We have to stop prioritizing it over everything else. You can't compete in the global playground if you have impossible to implement entitlement programs. Priority has to be new work not existing work and definitely not the work of dead people. We have countless similar schemes were people are to be rewarded for things done long ago. One can't pretend it isn't slowing everything down.
Everyone just ignoring bad laws and contradicting them can remove laws too. But of course this is a niche topic that would never get such broad support.
A lot of people smoking weed is certainly a component for the prohibition to fail at some point.
Writing mails to legislative members isn't enough if you don't have any form of leverage.
Jury nullification is the real mechanism for We The People when we don't consent to be held to laws passed by They The Wealthy/Bribed Lawmakers
It requires that people refuse plea deals and demand jury trials, and that the jury is educated on what jury nullification is but when prosecutors can't get a conviction regardless of much evidence they have of guilt the laws will get changed or at least they stop being enforced.
AFAIU the jury doesn't have final say in civil trials so this would only work partially (copyright infringement can be both a civil dispute as well as a criminal matter).
They risked one of the greatest public goods in the history of humanity on a battle that everyone knew they would lose.
That's not an admirable underdog fight and it's not a glorious martyrdom, it's at best a naive slip up and at worst an ignoble organizational suicide attempt.

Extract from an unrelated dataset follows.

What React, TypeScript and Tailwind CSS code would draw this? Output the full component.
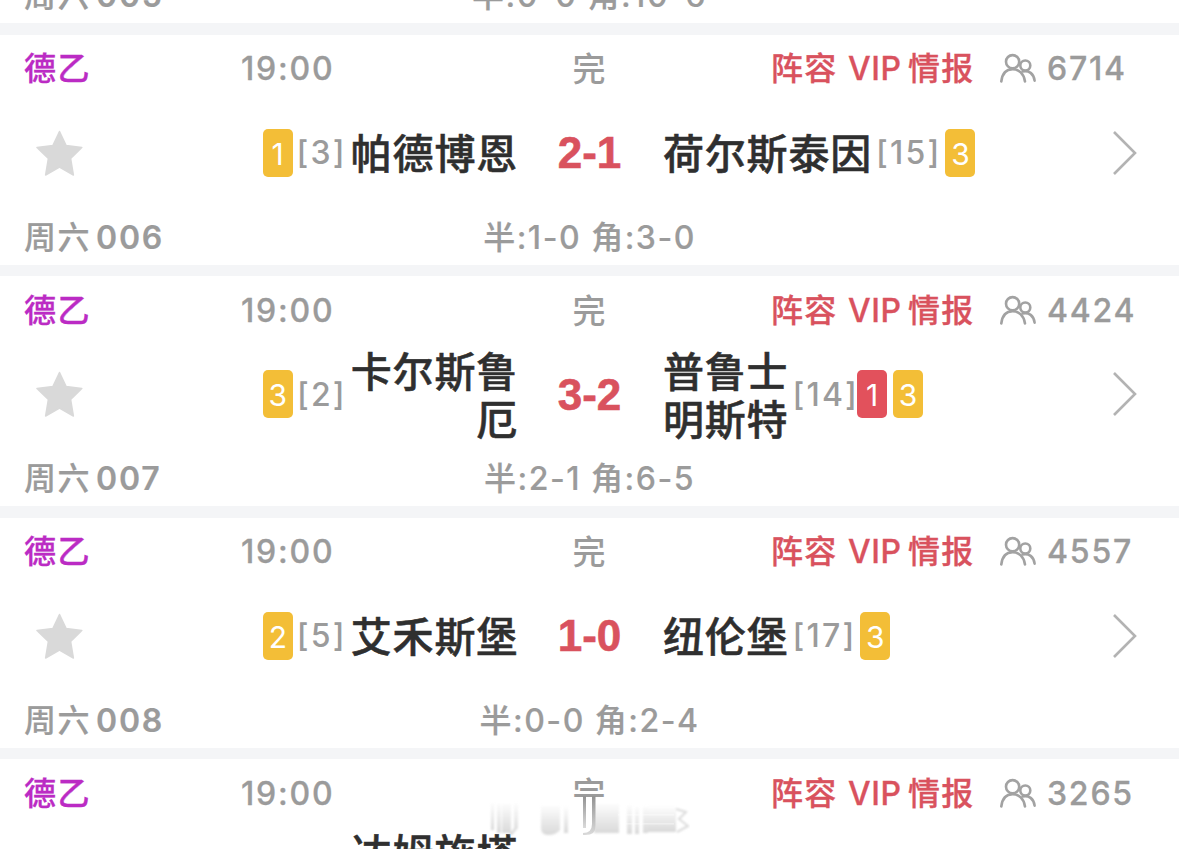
import React from 'react';

interface Team {
  name: string;
  rank: number;
  yellow?: number;
  red?: number;
}

interface Match {
  id: string;
  score: string;
  half: string;
  corner: string;
  viewers: string;
  home: Team;
  away: Team;
}

const matches: Match[] = [
  {
    id: '006',
    score: '2-1',
    half: '1-0',
    corner: '3-0',
    viewers: '6714',
    home: { name: '帕德博恩', rank: 3, yellow: 1 },
    away: { name: '荷尔斯泰因', rank: 15, yellow: 3 },
  },
  {
    id: '007',
    score: '3-2',
    half: '2-1',
    corner: '6-5',
    viewers: '4424',
    home: { name: '卡尔斯鲁\n厄', rank: 2, yellow: 3 },
    away: { name: '普鲁士\n明斯特', rank: 14, red: 1, yellow: 3 },
  },
  {
    id: '008',
    score: '1-0',
    half: '0-0',
    corner: '2-4',
    viewers: '4557',
    home: { name: '艾禾斯堡', rank: 5, yellow: 2 },
    away: { name: '纽伦堡', rank: 17, yellow: 3 },
  },
];

function Viewers() {
  return (
    <svg width="38" height="32" viewBox="0 0 38 32" fill="none" stroke="#a2a2a2" strokeWidth="2.6" strokeLinecap="round">
      <circle cx="13.6" cy="8.7" r="6.6" />
      <path d="M2.3 28.5C3.2 20.5 7.5 16.2 13.6 16.2S25 20.5 26 28.5" />
      <circle cx="26.3" cy="12.5" r="5" />
      <path d="M23.6 18.4C30 17 34.6 20.6 35.6 27.6" />
    </svg>
  );
}

function Star() {
  return (
    <svg width="48" height="46" viewBox="0 0 48 46" fill="#d9d9d9" stroke="#d9d9d9" strokeWidth="1.5" strokeLinejoin="round">
      <path d="M24.5 1.5L31 15.4L46.8 17.4L35.6 28.4L38.4 45L24.5 37L10.6 45L13.4 28.4L2 17.4L18 15.4Z" />
    </svg>
  );
}

function Chevron() {
  return (
    <svg width="26" height="46" viewBox="0 0 26 46" fill="none" stroke="#b3b3b3" strokeWidth="2.6">
      <path d="M2 2L23 23L2 44" />
    </svg>
  );
}

function Card({ count, red }: { count: number; red?: boolean }) {
  return (
    <span
      className={
        'flex h-12 w-[30px] shrink-0 items-center justify-center rounded-[5px] pt-0.5 text-[30px] font-normal leading-none text-white ' +
        (red ? 'bg-[#e2515c]' : 'bg-[#f3be37]')
      }
    >
      {count}
    </span>
  );
}

function Rank({ value }: { value: number }) {
  return <span className="text-[32px] tracking-[2.2px] text-[#9b9b9b]">[{value}]</span>;
}

function Name({ children }: { children: string }) {
  return (
    <span className="whitespace-pre text-[41px] font-medium leading-[48px] tracking-[0.8px] text-[#2f2f2f] [-webkit-text-stroke:0.5px_#2f2f2f]">
      {children}
    </span>
  );
}

function Header({ viewers }: { viewers: string }) {
  return (
    <div className="grid h-[68px] grid-cols-[241px_276px_144px_110px_1fr] items-center whitespace-nowrap pt-px leading-10">
      <span className="pl-6 tracking-[1.5px] text-[#bb2bc4] [-webkit-text-stroke:0.3px_#bb2bc4]">德乙</span>
      <span className="tracking-[1.8px] [-webkit-text-stroke:0.3px_#9b9b9b]">19:00</span>
      <span className="text-center text-[33px]">完</span>
      <span />
      <div className="flex items-center text-[#d9525e] [-webkit-text-stroke:0.3px_#d9525e]">
        <span className="w-[77px] tracking-[1.2px]">阵容</span>
        <span className="w-[60px] tracking-[0.6px]">VIP</span>
        <span className="w-[91px] tracking-[1.2px]">情报</span>
        <Viewers />
        <span className="ml-[10px] tracking-[1.8px] text-[#9b9b9b] [-webkit-text-stroke:0.3px_#9b9b9b]">{viewers}</span>
      </div>
    </div>
  );
}

function Footer({ id, half, corner }: { id: string; half: string; corner: string }) {
  return (
    <div className="grid h-[62px] grid-cols-[438px_303px_1fr] items-center whitespace-nowrap pt-2 leading-10 [-webkit-text-stroke:0.2px_#9b9b9b]">
      <div className="flex pl-6">
        <span className="w-[72px] tracking-[1.5px]">周六</span>
        <span className="font-semibold tracking-[1.8px]">{id}</span>
      </div>
      <span className="text-center tracking-[1.5px]">
        半:{half} 角:{corner}
      </span>
    </div>
  );
}

function MatchRow({ match }: { match: Match }) {
  const { home, away } = match;
  return (
    <section className="bg-white">
      <div className="h-[230px]">
        <Header viewers={match.viewers} />
        <div className="grid h-[100px] grid-cols-[100px_418px_143px_1fr_67px] items-center">
          <div className="pl-[35px]">
            <Star />
          </div>
          <div className="flex items-center justify-end">
            {home.yellow && <Card count={home.yellow} />}
            <span className="ml-1 mr-1 pt-px">
              <Rank value={home.rank} />
            </span>
            <div className="flex pt-[3px] text-right">
              <Name>{home.name}</Name>
            </div>
          </div>
          <span className="pt-px text-center font-['Liberation_Sans'] text-[44px] font-bold text-[#d9525e] [-webkit-text-stroke:0.6px_#d9525e]">
            {match.score}
          </span>
          <div className="flex items-center pl-0.5">
            <div className="flex pt-[3px]">
              <Name>{away.name}</Name>
            </div>
            <span className={away.red ? 'ml-1 -mr-0.5 pt-px' : 'ml-1 mr-1 pt-px'}>
              <Rank value={away.rank} />
            </span>
            <div className="flex gap-1.5">
              {away.red && <Card count={away.red} red />}
              {away.yellow && <Card count={away.yellow} />}
            </div>
          </div>
          <Chevron />
        </div>
        <Footer id={match.id} half={match.half} corner={match.corner} />
      </div>
      <div className="h-[11.5px] bg-[#f4f5f7]" />
    </section>
  );
}

// Faded stamp lying over the last row
function Watermark() {
  return (
    <svg className="absolute left-[480px] top-[794px]" width="220" height="48" viewBox="0 0 220 48">
      <defs>
        <linearGradient id="fade" x1="0" y1="0" x2="0" y2="1">
          <stop offset="0" stopColor="#cccccc" stopOpacity="0" />
          <stop offset="1" stopColor="#cccccc" stopOpacity="0.75" />
        </linearGradient>
        <linearGradient id="leg" x1="0" y1="0" x2="0" y2="1">
          <stop offset="0" stopColor="#929292" />
          <stop offset="1" stopColor="#dadada" />
        </linearGradient>
        <filter id="soft">
          <feGaussianBlur stdDeviation="0.9" />
        </filter>
      </defs>
      <rect x="90" y="3" width="38" height="20" fill="#fff" />
      <g fill="url(#fade)" filter="url(#soft)">
        <rect x="11" y="8" width="3" height="28" />
        <rect x="17" y="8" width="4" height="31" />
        <rect x="22" y="8" width="9" height="31" />
        <path d="M34 8H38V34L32 41H29L34 34Z" />
        <path d="M61 10H80V36Q76 41 68 41Q61 41 61 34Z" />
        <rect x="84" y="12" width="4" height="27" />
        <rect x="114" y="8" width="25" height="31" />
        <rect x="147" y="10" width="5" height="30" />
        <rect x="155" y="12" width="4" height="28" />
        <rect x="163" y="11" width="5" height="28" />
        <rect x="168" y="12" width="28" height="26" />
      </g>
      <g fill="#fff" opacity="0.4">
        <rect x="138" y="20" width="56" height="1.5" />
        <rect x="146" y="29" width="48" height="1.5" />
      </g>
      <rect x="103" y="2" width="3" height="32" fill="url(#leg)" />
      <path d="M112 2H115.500V32Q116 42 103 41V39Q112 39 112 30Z" fill="url(#leg)" />
      <path d="M196 15L206 18L199 25L208 32L197 38" fill="none" stroke="#dcdcdc" strokeWidth="2" filter="url(#soft)" />
    </svg>
  );
}

export default function App() {
  return (
    <main className="relative h-[849px] w-[1179px] overflow-hidden bg-white font-['Inter','Noto_Sans_CJK_SC',sans-serif] text-[32px] font-medium text-[#9b9b9b]">
      <div className="flex h-[34.7px] flex-col justify-end overflow-hidden border-b-[12px] border-[#f4f5f7]">
        <div className="h-[62px] shrink-0">
          <Footer id="005" half="0-0" corner="10-6" />
        </div>
      </div>
      {matches.map((match) => (
        <MatchRow key={match.id} match={match} />
      ))}
      <section>
        <Header viewers="3265" />
        <div className="flex w-[518px] justify-end pt-[3px]">
          <Name>达姆施塔</Name>
        </div>
      </section>
      <Watermark />
    </main>
  );
}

Change isn't going to happen because people recklessly throw themselves against the draconian laws and get annihilated by them—it will happen when people strategically set up a battle that they can win or persuade Congress to fix it.
So most of the time for more obscure sites where the bitrot was already in place and they aren't loading anymore you could use the Google cache to get something out of it – where IA had nothing.